- **Material provided**:
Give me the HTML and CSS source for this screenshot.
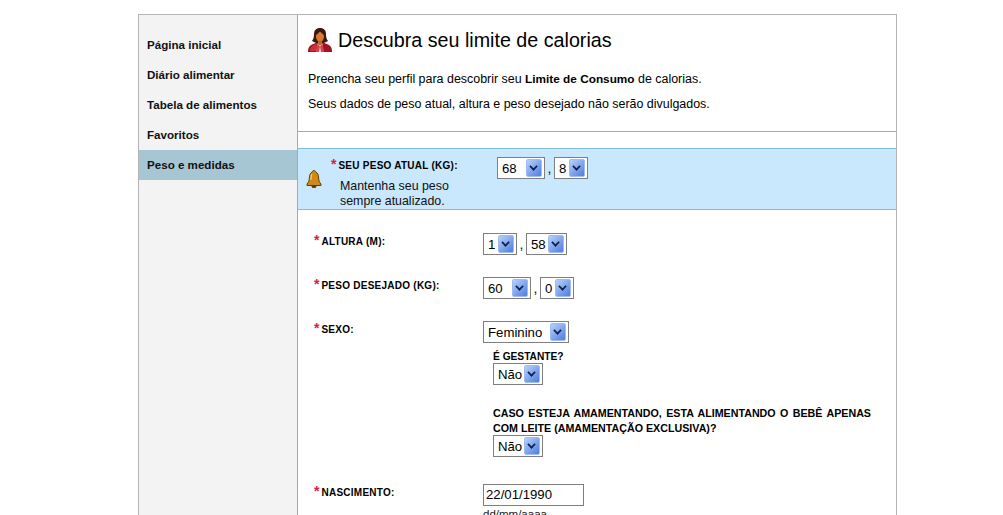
FILE: index.html
```html
<!DOCTYPE html>
<html lang="pt">
<head>
<meta charset="utf-8">
<title>Descubra seu limite de calorias</title>
<link rel="stylesheet" href="styles.css">
</head>
<body>
<div class="page">
  <nav class="side">
    <a class="item">Página inicial</a>
    <a class="item">Diário alimentar</a>
    <a class="item">Tabela de alimentos</a>
    <a class="item">Favoritos</a>
    <a class="item active">Peso e medidas</a>
  </nav>
  <main class="main">
    <header class="intro">
      <h1 class="title">
        <svg class="person" viewBox="0 0 24 24" width="24" height="24"><path d="M0 24c0-4 1-6 4-7.500l5-2h6l5 2c3 1.500 4 3.500 4 7.500z" fill="#a3141c"/><path d="M2 23c0-3 1-5 4-6l3-1 1 7z" fill="#c9303a"/><path d="M9.500 15.500h5l1 8.500h-7z" fill="#f1e4e0"/><path d="M9.500 15.500l2.500 3-1 5.500H8zM14.500 15.500L12 18.500l1 5.500h3z" fill="#d4434c"/><path d="M12 0C8 0 6 2.500 6 6c0 3-.5 5-2 7l4 2h8l4-2c-1.500-2-2-4-2-7 0-3.500-2-6-6-6z" fill="#3f1710"/><ellipse cx="12" cy="8.500" rx="4" ry="5.200" fill="#d77a32"/><path d="M10 12.500h4v3.500l-2 1.500-2-1.500z" fill="#bd6526"/><path d="M8 7c1.500-1 3-2.500 4-3.500 1 1 2.500 2.500 4 3.500l-.5-4h-7z" fill="#3f1710"/></svg>
        <span>Descubra seu limite de calorias</span>
      </h1>
      <p class="text">Preencha seu perfil para descobrir seu <b>Limite de Consumo</b> de calorias.</p>
      <p class="text">Seus dados de peso atual, altura e peso desejado não serão divulgados.</p>
    </header>
    <section class="band">
      <svg class="bell" viewBox="0 0 16 18" width="16" height="18"><path d="M8 .5c1 0 1.600.7 1.600 1.500C12 3 12.400 5 12.600 8c.2 3 1 4.500 2.400 6v1.500H1V14c1.400-1.500 2.200-3 2.400-6 .2-3 .6-5 3-6C6.400 1.200 7 .5 8 .5z" fill="#cf8a16" stroke="#5f3f06" stroke-width="1"/><path d="M6 4c-1 1-1 4-1.300 6" stroke="#f2cf6c" stroke-width="1.400" fill="none"/><ellipse cx="8" cy="16.500" rx="2.500" ry="1.500" fill="#5a3a08"/></svg>
      <div class="band-label">
        <div class="label"><span class="star">*</span>SEU PESO ATUAL (KG):</div>
        <div class="note">Mantenha seu peso<br>sempre atualizado.</div>
      </div>
      <div class="controls">
        <span class="select w48"><span class="val">68</span><i class="arrow"></i></span>
        <span class="comma">,</span>
        <span class="select w34"><span class="val">8</span><i class="arrow"></i></span>
      </div>
    </section>
    <form class="form">
      <div class="row">
        <div class="label"><span class="star">*</span>ALTURA (M):</div>
        <div class="controls">
          <span class="select w34"><span class="val">1</span><i class="arrow"></i></span>
          <span class="comma">,</span>
          <span class="select w41"><span class="val">58</span><i class="arrow"></i></span>
        </div>
      </div>
      <div class="row">
        <div class="label"><span class="star">*</span>PESO DESEJADO (KG):</div>
        <div class="controls">
          <span class="select w48"><span class="val">60</span><i class="arrow"></i></span>
          <span class="comma">,</span>
          <span class="select w34"><span class="val">0</span><i class="arrow"></i></span>
        </div>
      </div>
      <div class="row">
        <div class="label"><span class="star">*</span>SEXO:</div>
        <div>
          <span class="select w86"><span class="val">Feminino</span><i class="arrow"></i></span>
          <div class="sub">
            <div class="sublabel first">É GESTANTE?</div>
            <span class="select w50"><span class="val">Não</span><i class="arrow"></i></span>
            <div class="sublabel second">CASO ESTEJA AMAMENTANDO, ESTA ALIMENTANDO O BEBÊ APENAS COM LEITE (AMAMENTAÇÃO EXCLUSIVA)?</div>
            <span class="select w50"><span class="val">Não</span><i class="arrow"></i></span>
          </div>
        </div>
      </div>
      <div class="row birth">
        <div class="label"><span class="star">*</span>NASCIMENTO:</div>
        <div>
          <span class="input">22/01/1990</span>
          <div class="hint">dd/mm/aaaa</div>
        </div>
      </div>
    </form>
  </main>
</div>
</body>
</html>
```
FILE: styles.css
```css
html, body { margin: 0; padding: 0; background: #fff; }
body { height: 515px; overflow: hidden; font-family: "Liberation Sans", Arial, sans-serif; color: #111; }
.page { display: flex; width: 759px; height: 501px; box-sizing: border-box; margin: 14px 0 0 138px; border: 1px solid #b4b4b4; border-bottom: 0; overflow: hidden; }
.side { width: 158px; flex: none; padding-top: 15px; background: #f3f3f3; border-right: 1px solid #a8a8a8; }
.item { display: block; height: 30px; line-height: 30px; padding-left: 8px; font-size: 11.6px; font-weight: bold; color: #111; }
.item.active { background: #a7c6d4; }
.main { flex: 1; min-width: 0; }
.intro { height: 105px; border-bottom: 1px solid #a8a8a8; padding: 11px 0 0 10px; }
.title { display: flex; align-items: center; gap: 6px; margin: 0; height: 28px; font-size: 19.7px; font-weight: normal; color: #000; }
.person { flex: none; }
.text { margin: 0; font-size: 12.45px; line-height: 15px; color: #000; }
.text b { font-size: 11.8px; }
.title + .text { margin-top: 18px; }
.text + .text { margin-top: 10px; }
.band { display: flex; height: 60px; margin-top: 16px; background: #c9e7fd; border-top: 1px solid #7fbcd8; border-bottom: 1px solid #7fbcd8; }
.bell { flex: none; margin: 21px 0 0 8px; }
.band-label { width: 166px; flex: none; padding: 8px 0 0 9px; }
.band .controls { padding-top: 8px; }
.label { font-size: 10px; line-height: 14px; font-weight: bold; color: #000; letter-spacing: .25px; white-space: nowrap; }
.star { color: #d8203a; font-size: 14px; margin-right: 2px; letter-spacing: 0; }
.note { margin: 6px 0 0 9px; font-size: 12.4px; line-height: 15px; color: #111; }
.controls { display: flex; align-items: flex-start; }
.comma { width: 9px; height: 22px; text-align: center; font-size: 14px; line-height: 23px; }
.select { display: flex; align-items: center; justify-content: space-between; box-sizing: border-box; height: 22px; padding: 0 2px 0 4px; border: 1px solid #7f7f7f; background: #fff; font-size: 13.2px; color: #000; }
.arrow { display: block; position: relative; flex: none; width: 16px; height: 18px; border-radius: 2px; background: linear-gradient(135deg, #b7d2fa, #4f7de0); border: 1px solid #9dbcf2; box-sizing: border-box; }
.arrow::after { content: ""; position: absolute; left: 3px; top: 3px; width: 5px; height: 5px; border-right: 2.5px solid #10204a; border-bottom: 2.5px solid #10204a; transform: rotate(45deg) scale(.85); }
.w34 { width: 34px; }
.w41 { width: 41px; }
.w48 { width: 48px; }
.w50 { width: 50px; }
.w86 { width: 86px; }
.form { padding: 23px 0 0 16px; }
.row { display: grid; grid-template-columns: 169px 1fr; padding-bottom: 22px; }
.sub { padding-left: 10px; width: 378px; }
.sublabel { font-size: 10.7px; font-weight: bold; line-height: 15px; color: #000; text-align: justify; }
.sublabel.first { margin-top: 7px; height: 13px; line-height: 14px; font-size: 10.2px; }
.sublabel.second { margin-top: 21px; margin-bottom: -1px; }
.birth { padding-top: 5px; }
.input { display: block; box-sizing: border-box; width: 101px; height: 22px; line-height: 20px; padding-left: 2px; border: 1px solid #7f7f7f; font-size: 13.2px; color: #000; }
.hint { font-size: 11.5px; line-height: 13px; margin-top: 2px; color: #222; }
```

- **What to work on**: Give every line above again exactly, with no pictures.

- **Result of the exercise**:
Give me the HTML and CSS source for this screenshot.
FILE: index.html
```html
<!DOCTYPE html>
<html lang="pt">
<head>
<meta charset="utf-8">
<title>Descubra seu limite de calorias</title>
<link rel="stylesheet" href="styles.css">
</head>
<body>
<div class="page">
  <nav class="side">
    <a class="item">Página inicial</a>
    <a class="item">Diário alimentar</a>
    <a class="item">Tabela de alimentos</a>
    <a class="item">Favoritos</a>
    <a class="item active">Peso e medidas</a>
  </nav>
  <main class="main">
    <header class="intro">
      <h1 class="title">
        <svg class="person" viewBox="0 0 24 24" width="24" height="24"><path d="M0 24c0-4 1-6 4-7.500l5-2h6l5 2c3 1.500 4 3.500 4 7.500z" fill="#a3141c"/><path d="M2 23c0-3 1-5 4-6l3-1 1 7z" fill="#c9303a"/><path d="M9.500 15.500h5l1 8.500h-7z" fill="#f1e4e0"/><path d="M9.500 15.500l2.500 3-1 5.500H8zM14.500 15.500L12 18.500l1 5.500h3z" fill="#d4434c"/><path d="M12 0C8 0 6 2.500 6 6c0 3-.5 5-2 7l4 2h8l4-2c-1.500-2-2-4-2-7 0-3.500-2-6-6-6z" fill="#3f1710"/><ellipse cx="12" cy="8.500" rx="4" ry="5.200" fill="#d77a32"/><path d="M10 12.500h4v3.500l-2 1.500-2-1.500z" fill="#bd6526"/><path d="M8 7c1.500-1 3-2.500 4-3.500 1 1 2.500 2.500 4 3.500l-.5-4h-7z" fill="#3f1710"/></svg>
        <span>Descubra seu limite de calorias</span>
      </h1>
      <p class="text">Preencha seu perfil para descobrir seu <b>Limite de Consumo</b> de calorias.</p>
      <p class="text">Seus dados de peso atual, altura e peso desejado não serão divulgados.</p>
    </header>
    <section class="band">
      <svg class="bell" viewBox="0 0 16 18" width="16" height="18"><path d="M8 .5c1 0 1.600.7 1.600 1.500C12 3 12.400 5 12.600 8c.2 3 1 4.500 2.400 6v1.500H1V14c1.400-1.500 2.200-3 2.400-6 .2-3 .6-5 3-6C6.400 1.200 7 .5 8 .5z" fill="#cf8a16" stroke="#5f3f06" stroke-width="1"/><path d="M6 4c-1 1-1 4-1.300 6" stroke="#f2cf6c" stroke-width="1.400" fill="none"/><ellipse cx="8" cy="16.500" rx="2.500" ry="1.500" fill="#5a3a08"/></svg>
      <div class="band-label">
        <div class="label"><span class="star">*</span>SEU PESO ATUAL (KG):</div>
        <div class="note">Mantenha seu peso<br>sempre atualizado.</div>
      </div>
      <div class="controls">
        <span class="select w48"><span class="val">68</span><i class="arrow"></i></span>
        <span class="comma">,</span>
        <span class="select w34"><span class="val">8</span><i class="arrow"></i></span>
      </div>
    </section>
    <form class="form">
      <div class="row">
        <div class="label"><span class="star">*</span>ALTURA (M):</div>
        <div class="controls">
          <span class="select w34"><span class="val">1</span><i class="arrow"></i></span>
          <span class="comma">,</span>
          <span class="select w41"><span class="val">58</span><i class="arrow"></i></span>
        </div>
      </div>
      <div class="row">
        <div class="label"><span class="star">*</span>PESO DESEJADO (KG):</div>
        <div class="controls">
          <span class="select w48"><span class="val">60</span><i class="arrow"></i></span>
          <span class="comma">,</span>
          <span class="select w34"><span class="val">0</span><i class="arrow"></i></span>
        </div>
      </div>
      <div class="row">
        <div class="label"><span class="star">*</span>SEXO:</div>
        <div>
          <span class="select w86"><span class="val">Feminino</span><i class="arrow"></i></span>
          <div class="sub">
            <div class="sublabel first">É GESTANTE?</div>
            <span class="select w50"><span class="val">Não</span><i class="arrow"></i></span>
            <div class="sublabel second">CASO ESTEJA AMAMENTANDO, ESTA ALIMENTANDO O BEBÊ APENAS COM LEITE (AMAMENTAÇÃO EXCLUSIVA)?</div>
            <span class="select w50"><span class="val">Não</span><i class="arrow"></i></span>
          </div>
        </div>
      </div>
      <div class="row birth">
        <div class="label"><span class="star">*</span>NASCIMENTO:</div>
        <div>
          <span class="input">22/01/1990</span>
          <div class="hint">dd/mm/aaaa</div>
        </div>
      </div>
    </form>
  </main>
</div>
</body>
</html>
```
FILE: styles.css
```css
html, body { margin: 0; padding: 0; background: #fff; }
body { height: 515px; overflow: hidden; font-family: "Liberation Sans", Arial, sans-serif; color: #111; }
.page { display: flex; width: 759px; height: 501px; box-sizing: border-box; margin: 14px 0 0 138px; border: 1px solid #b4b4b4; border-bottom: 0; overflow: hidden; }
.side { width: 158px; flex: none; padding-top: 15px; background: #f3f3f3; border-right: 1px solid #a8a8a8; }
.item { display: block; height: 30px; line-height: 30px; padding-left: 8px; font-size: 11.6px; font-weight: bold; color: #111; }
.item.active { background: #a7c6d4; }
.main { flex: 1; min-width: 0; }
.intro { height: 105px; border-bottom: 1px solid #a8a8a8; padding: 11px 0 0 10px; }
.title { display: flex; align-items: center; gap: 6px; margin: 0; height: 28px; font-size: 19.7px; font-weight: normal; color: #000; }
.person { flex: none; }
.text { margin: 0; font-size: 12.45px; line-height: 15px; color: #000; }
.text b { font-size: 11.8px; }
.title + .text { margin-top: 18px; }
.text + .text { margin-top: 10px; }
.band { display: flex; height: 60px; margin-top: 16px; background: #c9e7fd; border-top: 1px solid #7fbcd8; border-bottom: 1px solid #7fbcd8; }
.bell { flex: none; margin: 21px 0 0 8px; }
.band-label { width: 166px; flex: none; padding: 8px 0 0 9px; }
.band .controls { padding-top: 8px; }
.label { font-size: 10px; line-height: 14px; font-weight: bold; color: #000; letter-spacing: .25px; white-space: nowrap; }
.star { color: #d8203a; font-size: 14px; margin-right: 2px; letter-spacing: 0; }
.note { margin: 6px 0 0 9px; font-size: 12.4px; line-height: 15px; color: #111; }
.controls { display: flex; align-items: flex-start; }
.comma { width: 9px; height: 22px; text-align: center; font-size: 14px; line-height: 23px; }
.select { display: flex; align-items: center; justify-content: space-between; box-sizing: border-box; height: 22px; padding: 0 2px 0 4px; border: 1px solid #7f7f7f; background: #fff; font-size: 13.2px; color: #000; }
.arrow { display: block; position: relative; flex: none; width: 16px; height: 18px; border-radius: 2px; background: linear-gradient(135deg, #b7d2fa, #4f7de0); border: 1px solid #9dbcf2; box-sizing: border-box; }
.arrow::after { content: ""; position: absolute; left: 3px; top: 3px; width: 5px; height: 5px; border-right: 2.5px solid #10204a; border-bottom: 2.5px solid #10204a; transform: rotate(45deg) scale(.85); }
.w34 { width: 34px; }
.w41 { width: 41px; }
.w48 { width: 48px; }
.w50 { width: 50px; }
.w86 { width: 86px; }
.form { padding: 23px 0 0 16px; }
.row { display: grid; grid-template-columns: 169px 1fr; padding-bottom: 22px; }
.sub { padding-left: 10px; width: 378px; }
.sublabel { font-size: 10.7px; font-weight: bold; line-height: 15px; color: #000; text-align: justify; }
.sublabel.first { margin-top: 7px; height: 13px; line-height: 14px; font-size: 10.2px; }
.sublabel.second { margin-top: 21px; margin-bottom: -1px; }
.birth { padding-top: 5px; }
.input { display: block; box-sizing: border-box; width: 101px; height: 22px; line-height: 20px; padding-left: 2px; border: 1px solid #7f7f7f; font-size: 13.2px; color: #000; }
.hint { font-size: 11.5px; line-height: 13px; margin-top: 2px; color: #222; }
```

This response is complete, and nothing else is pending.